- - Thursday, December 13, 2012

A survey in the news recently concludes that many Americans wouldn’t mind shopping for their next mortgage at Wal-Mart. According to a September survey by Carlisle & Gallagher Consulting Group, a third of the 618 consumers who participated in the online study said they would consider a Wal-Mart mortgage.

I don’t want to sound like a mortgage snob, but I’m afraid I can’t help myself. I turned half a hundred years this year, and my mortgage business is almost the legal drinking age of 21. I have stuck to my business plan since 1992, which is to offer competitive mortgage products to prime-credit borrowers and give expert advice and guidance.

Over the years, especially before the financial bust of 2008, mortgage originators came and went as if the industry had a revolving door.

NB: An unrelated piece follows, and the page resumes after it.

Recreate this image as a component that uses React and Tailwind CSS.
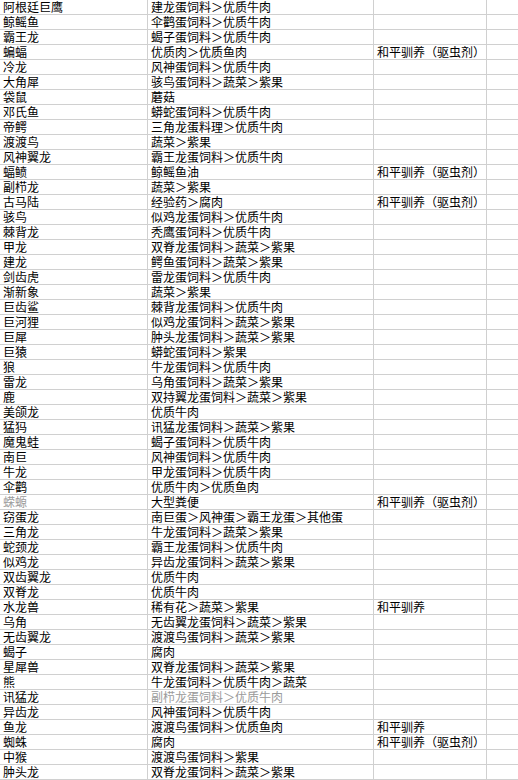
const rows = [
  ['阿根廷巨鹰', '建龙蛋饲料>优质牛肉', ''],
  ['鲸鳐鱼', '伞鹳蛋饲料>优质牛肉', ''],
  ['霸王龙', '蝎子蛋饲料>优质牛肉', ''],
  ['蝙蝠', '优质肉>优质鱼肉', '和平驯养（驱虫剂）'],
  ['冷龙', '风神蛋饲料>优质牛肉', ''],
  ['大角犀', '骇鸟蛋饲料>蔬菜>紫果', ''],
  ['袋鼠', '蘑菇', ''],
  ['邓氏鱼', '蟒蛇蛋饲料>优质牛肉', ''],
  ['帝鳄', '三角龙蛋料理>优质牛肉', ''],
  ['渡渡鸟', '蔬菜>紫果', ''],
  ['风神翼龙', '霸王龙蛋饲料>优质牛肉', ''],
  ['蝠鲼', '鲸鳐鱼油', '和平驯养（驱虫剂）'],
  ['副栉龙', '蔬菜>紫果', ''],
  ['古马陆', '经验药>腐肉', '和平驯养（驱虫剂）'],
  ['骇鸟', '似鸡龙蛋饲料>优质牛肉', ''],
  ['棘背龙', '秃鹰蛋饲料>优质牛肉', ''],
  ['甲龙', '双脊龙蛋饲料>蔬菜>紫果', ''],
  ['建龙', '鳄鱼蛋饲料>蔬菜>紫果', ''],
  ['剑齿虎', '雷龙蛋饲料>优质牛肉', ''],
  ['渐新象', '蔬菜>紫果', ''],
  ['巨齿鲨', '棘背龙蛋饲料>优质牛肉', ''],
  ['巨河狸', '似鸡龙蛋饲料>蔬菜>紫果', ''],
  ['巨犀', '肿头龙蛋饲料>蔬菜>紫果', ''],
  ['巨猿', '蟒蛇蛋饲料>紫果', ''],
  ['狼', '牛龙蛋饲料>优质牛肉', ''],
  ['雷龙', '乌角蛋饲料>蔬菜>紫果', ''],
  ['鹿', '双持翼龙蛋饲料>蔬菜>紫果', ''],
  ['美颌龙', '优质牛肉', ''],
  ['猛犸', '讯猛龙蛋饲料>蔬菜>紫果', ''],
  ['魔鬼蛙', '蝎子蛋饲料>优质牛肉', ''],
  ['南巨', '风神蛋饲料>优质牛肉', ''],
  ['牛龙', '甲龙蛋饲料>优质牛肉', ''],
  ['伞鹳', '优质牛肉>优质鱼肉', ''],
  ['蝾螈', '大型粪便', '和平驯养（驱虫剂）', 'name'],
  ['窃蛋龙', '南巨蛋>风神蛋>霸王龙蛋>其他蛋', ''],
  ['三角龙', '牛龙蛋饲料>蔬菜>紫果', ''],
  ['蛇颈龙', '霸王龙蛋饲料>优质牛肉', ''],
  ['似鸡龙', '异齿龙蛋饲料>蔬菜>紫果', ''],
  ['双齿翼龙', '优质牛肉', ''],
  ['双脊龙', '优质牛肉', ''],
  ['水龙兽', '稀有花>蔬菜>紫果', '和平驯养'],
  ['乌角', '无齿翼龙蛋饲料>蔬菜>紫果', ''],
  ['无齿翼龙', '渡渡鸟蛋饲料>蔬菜>紫果', ''],
  ['蝎子', '腐肉', ''],
  ['星犀兽', '双脊龙蛋饲料>蔬菜>紫果', ''],
  ['熊', '牛龙蛋饲料>优质牛肉>蔬菜', ''],
  ['讯猛龙', '副栉龙蛋饲料>优质牛肉', '', 'food'],
  ['异齿龙', '风神蛋饲料>优质牛肉', ''],
  ['鱼龙', '渡渡鸟蛋饲料>优质鱼肉', '和平驯养'],
  ['蜘蛛', '腐肉', '和平驯养（驱虫剂）'],
  ['中猴', '渡渡鸟蛋饲料>紫果', ''],
  ['肿头龙', '双脊龙蛋饲料>蔬菜>紫果', ''],
];

// spreadsheet uses full-width arrows
const fw = (s) => s.replace(/>/g, '＞');

function Cell({ text, width, faint }) {
  return (
    <div
      className={`${width} h-[15px] shrink-0 border-r border-b border-[#d0d0d0] pl-[3px] flex items-end whitespace-nowrap leading-[14px] ${faint ? 'text-[#9a9a9a]' : 'text-black'}`}
    >
      {fw(text)}
    </div>
  );
}

export default function App() {
  return (
    <div
      className="w-[518px] h-[780px] overflow-hidden bg-white text-[12px]"
      style={{ fontFamily: '"Noto Sans CJK SC", "Noto Sans", sans-serif' }}
    >
      {rows.map((r, i) => (
        <div key={i} className="flex">
          <Cell text={r[0]} width="w-[148px]" faint={r[3] === 'name'} />
          <Cell text={r[1]} width="w-[226px]" faint={r[3] === 'food'} />
          <Cell text={r[2]} width="w-[113px]" />
          <div className="flex-1 h-[15px] border-b border-[#d0d0d0]" />
        </div>
      ))}
    </div>
  );
}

When rates went up, poseur mortgage loan officers exited in droves back to the used-car lot. When rates fell, I bet there was a shortage of used-car salesman because they were jumping back into the lucrative mortgage business.

My point is not to disparage the auto-sales industry or the big-box business model. My point is to explain that the mortgage-origination business has been rooted largely in sales. There’s nothing wrong with sales. They power the economy. But I can only guess that if Wal-Mart enters the mortgage-origination business, its primary objective will be to close loans with very little emphasis on “expert advice and guidance.”

In fact, although I have no statistical data, my experience tells me larger lending institutions typically hire young, energetic salespeople without, in my opinion, the in-depth knowledge needed to provide expert advice and guidance. Their job is to sell loans.

Here is a sampling of questions off the top of my head that any reasonably competent originator should be able to answer using only his brain and a pocket calculator:

What’s the total interest paid in month 38 of a 3.50 percent mortgage with a beginning balance of $200,000 amortized over 15 years?

How much extra must a borrower pay each month if he wants to pay off his loan 36 months earlier than the term specified on the note?

What is the annual percentage rate, and explain why it’s likely an inaccurate gauge of the cost of credit.

What circumstances might warrant the reduction of mortgage debt on a refinance?

Under what circumstances might a borrower take out an adjustable-rate mortgage that carries some risk?

There’s a big difference between selling and fiduciary advisement. Taking out the biggest loan of most folks’ lifetime requires the latter. I’ve said this hundreds of times to folks shopping around for a loan officer: If the loan officer sounds “salesy” or you get the feeling you’re getting a hard sell, hang up the phone.